多线程Web请求正在连续执行
本文关键字:连续 执行 Web 请求 多线程 | 更新日期: 2023-09-27 18:27:27
我正在C#中构建一个web scraper,用于处理代理和大量请求。页面是通过ConnectionManager类加载的,该类获取代理并重试使用随机代理加载该页面,直到页面正确加载。
平均而言,一个任务需要100到300个请求,为了加快进程,我设计了一种使用多线程同时下载网页的方法。

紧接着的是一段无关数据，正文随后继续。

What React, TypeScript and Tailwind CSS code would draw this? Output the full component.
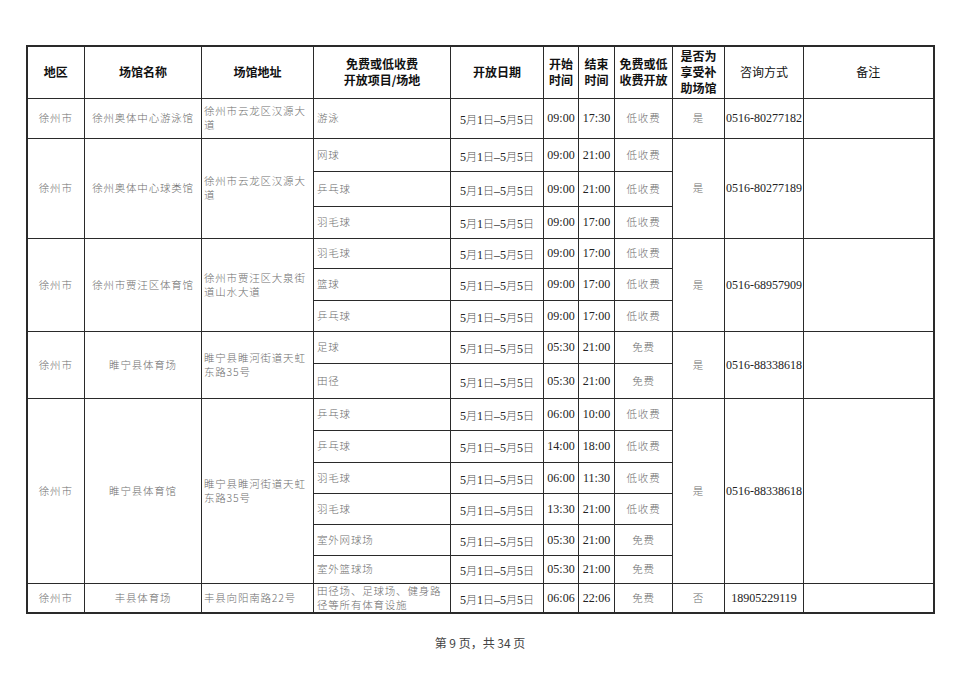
import React from 'react';

type Item = { name: string; start: string; end: string; fee: string };
type Venue = {
  area: string;
  venue: string;
  addr: string;
  items: Item[];
  subsidy: string;
  phone: string;
  heights: number[];
};

const venues: Venue[] = [
  {
    area: '徐州市',
    venue: '徐州奥体中心游泳馆',
    addr: '徐州市云龙区汉源大道',
    items: [{ name: '游泳', start: '09:00', end: '17:30', fee: '低收费' }],
    subsidy: '是',
    phone: '0516-80277182',
    heights: [40],
  },
  {
    area: '徐州市',
    venue: '徐州奥体中心球类馆',
    addr: '徐州市云龙区汉源大道',
    items: [
      { name: '网球', start: '09:00', end: '21:00', fee: '低收费' },
      { name: '乒乓球', start: '09:00', end: '21:00', fee: '低收费' },
      { name: '羽毛球', start: '09:00', end: '17:00', fee: '低收费' },
    ],
    subsidy: '是',
    phone: '0516-80277189',
    heights: [33, 35, 32],
  },
  {
    area: '徐州市',
    venue: '徐州市贾汪区体育馆',
    addr: '徐州市贾汪区大泉街道山水大道',
    items: [
      { name: '羽毛球', start: '09:00', end: '17:00', fee: '低收费' },
      { name: '篮球', start: '09:00', end: '17:00', fee: '低收费' },
      { name: '乒乓球', start: '09:00', end: '17:00', fee: '低收费' },
    ],
    subsidy: '是',
    phone: '0516-68957909',
    heights: [30, 32, 31],
  },
  {
    area: '徐州市',
    venue: '睢宁县体育场',
    addr: '睢宁县睢河街道天虹东路35号',
    items: [
      { name: '足球', start: '05:30', end: '21:00', fee: '免费' },
      { name: '田径', start: '05:30', end: '21:00', fee: '免费' },
    ],
    subsidy: '是',
    phone: '0516-88338618',
    heights: [32, 35],
  },
  {
    area: '徐州市',
    venue: '睢宁县体育馆',
    addr: '睢宁县睢河街道天虹东路35号',
    items: [
      { name: '乒乓球', start: '06:00', end: '10:00', fee: '低收费' },
      { name: '乒乓球', start: '14:00', end: '18:00', fee: '低收费' },
      { name: '羽毛球', start: '06:00', end: '11:30', fee: '低收费' },
      { name: '羽毛球', start: '13:30', end: '21:00', fee: '低收费' },
      { name: '室外网球场', start: '05:30', end: '21:00', fee: '免费' },
      { name: '室外篮球场', start: '05:30', end: '21:00', fee: '免费' },
    ],
    subsidy: '是',
    phone: '0516-88338618',
    heights: [32, 32, 31, 31, 31, 28],
  },
  {
    area: '徐州市',
    venue: '丰县体育场',
    addr: '丰县向阳南路22号',
    items: [
      { name: '田径场、足球场、健身路径等所有体育设施', start: '06:06', end: '22:06', fee: '免费' },
    ],
    subsidy: '否',
    phone: '18905229119',
    heights: [28],
  },
];

const cjk = "font-['Noto_Sans_CJK_SC',sans-serif]";
const serif = "font-['Liberation_Serif','Noto_Sans_CJK_SC',serif]";
const cell = 'border-[1.5px] border-[#2a2a2a] p-0 align-middle';
const soft = `${cjk} text-[10.5px] font-light tracking-[0.8px] text-[#6e6e6e] leading-[14px]`;
const num = `${serif} text-[12px] text-[#222]`;
const mk = `${cjk} text-[11px] font-light text-[#555]`;

function DateText() {
  return (
    <span className={num}>
      5<span className={mk}>月</span>1<span className={mk}>日</span>–5<span className={mk}>月</span>5
      <span className={mk}>日</span>
    </span>
  );
}

export default function App() {
  const head = `${cell} ${cjk} text-[12px] font-bold text-[#111] leading-[16px] text-center`;
  return (
    <div className="w-[960px] h-[679px] bg-white flex flex-col items-center">
      <div className="pt-[45px]">
        <table className="table-fixed border-collapse w-[907px] border-2 border-[#2a2a2a]">
          <colgroup>
            <col className="w-[58px]" />
            <col className="w-[117px]" />
            <col className="w-[112px]" />
            <col className="w-[137px]" />
            <col className="w-[93px]" />
            <col className="w-[35px]" />
            <col className="w-[36px]" />
            <col className="w-[58px]" />
            <col className="w-[52px]" />
            <col className="w-[79px]" />
            <col className="w-[130px]" />
          </colgroup>
          <thead>
            <tr className="h-[52px]">
              <th className={head}>地区</th>
              <th className={head}>场馆名称</th>
              <th className={head}>场馆地址</th>
              <th className={head}>
                免费或低收费
                <br />
                开放项目/场地
              </th>
              <th className={head}>开放日期</th>
              <th className={head}>
                开始
                <br />
                时间
              </th>
              <th className={head}>
                结束
                <br />
                时间
              </th>
              <th className={head}>
                免费或低
                <br />
                收费开放
              </th>
              <th className={head}>
                是否为
                <br />
                享受补
                <br />
                助场馆
              </th>
              <th className={`${head} font-normal`}>咨询方式</th>
              <th className={`${head} font-normal`}>备注</th>
            </tr>
          </thead>
          <tbody>
            {venues.map((v, vi) =>
              v.items.map((it, i) => (
                <tr key={`${vi}-${i}`} style={{ height: v.heights[i] }}>
                  {i === 0 && (
                    <>
                      <td rowSpan={v.items.length} className={`${cell} ${soft} text-center`}>
                        {v.area}
                      </td>
                      <td rowSpan={v.items.length} className={`${cell} ${soft} text-center`}>
                        {v.venue}
                      </td>
                      <td rowSpan={v.items.length} className={`${cell} ${soft} text-left px-[2px]`}>
                        {v.addr}
                      </td>
                    </>
                  )}
                  <td className={`${cell} ${soft} text-left pl-[3px] pr-[2px]`}>{it.name}</td>
                  <td className={`${cell} text-center`}>
                    <DateText />
                  </td>
                  <td className={`${cell} ${num} text-center`}>{it.start}</td>
                  <td className={`${cell} ${num} text-center`}>{it.end}</td>
                  <td className={`${cell} ${soft} text-center`}>{it.fee}</td>
                  {i === 0 && (
                    <>
                      <td rowSpan={v.items.length} className={`${cell} ${soft} text-center`}>
                        {v.subsidy}
                      </td>
                      <td rowSpan={v.items.length} className={`${cell} ${num} text-center`}>
                        {v.phone}
                      </td>
                      <td rowSpan={v.items.length} className={cell}></td>
                    </>
                  )}
                </tr>
              ))
            )}
          </tbody>
        </table>
      </div>
      <div className={`mt-[20px] ${cjk} text-[12px] text-[#444]`}>第 9 页，共 34 页</div>
    </div>
  );
}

public Review[] getReviewsMultithreaded(int reviewCount)
{
ArrayList reviewList = new ArrayList();
int currentIndex = 0;
int currentPage = 1;
int totalPages = (reviewCount / 10) + 1;
bool threadHasMoreWork = true;
Object pageLock = new Object();
Thread[] threads = new Thread[Program.maxScraperThreads];
for(int i = 0; i < Program.maxScraperThreads; i++)
{
threads[i] = (new Thread(() =>
{
while (threadHasMoreWork)
{
HtmlDocument doc;
lock(pageLock)
{
if (currentPage <= totalPages)
{
string builtString = "http://www.example.com/reviews/" + _ID + "?pageNumber=" + currentPage;
//Log.WriteLine(builtString);
currentPage++;
doc = Program.conManager.loadDocument(builtString);
}
else
{
threadHasMoreWork = false;
continue;
}
}
try
{
//Get info from page and add to list
reviewList.Add(cRev);
}
Log.WriteLine(_asin + " reviews scraped: " + reviewList.Count);
}
catch (Exception ex) { continue; }
}
}));
threads[i].Start();
}
bool threadsAreRunning = true;
while(threadsAreRunning) //this is in a separate thread itself, so as not to interrupt the GUI
{
threadsAreRunning = false;
foreach (Thread t in threads)
if (t.IsAlive)
{
threadsAreRunning = true;
Thread.Sleep(2000);
}
}
//flatten the arraylist to a primitive
return reviewArray;
}
然而,我注意到,请求在很大程度上仍然是一次处理一个,因此该方法的速度并没有以前快多少。锁会引起问题吗?ConnectionManager是在一个对象中实例化的,而每个线程都从同一个对象调用loadDocument,这是事实吗?
啊,没关系。我注意到锁包含了对加载页面的方法的调用,因此一次只加载一个页面。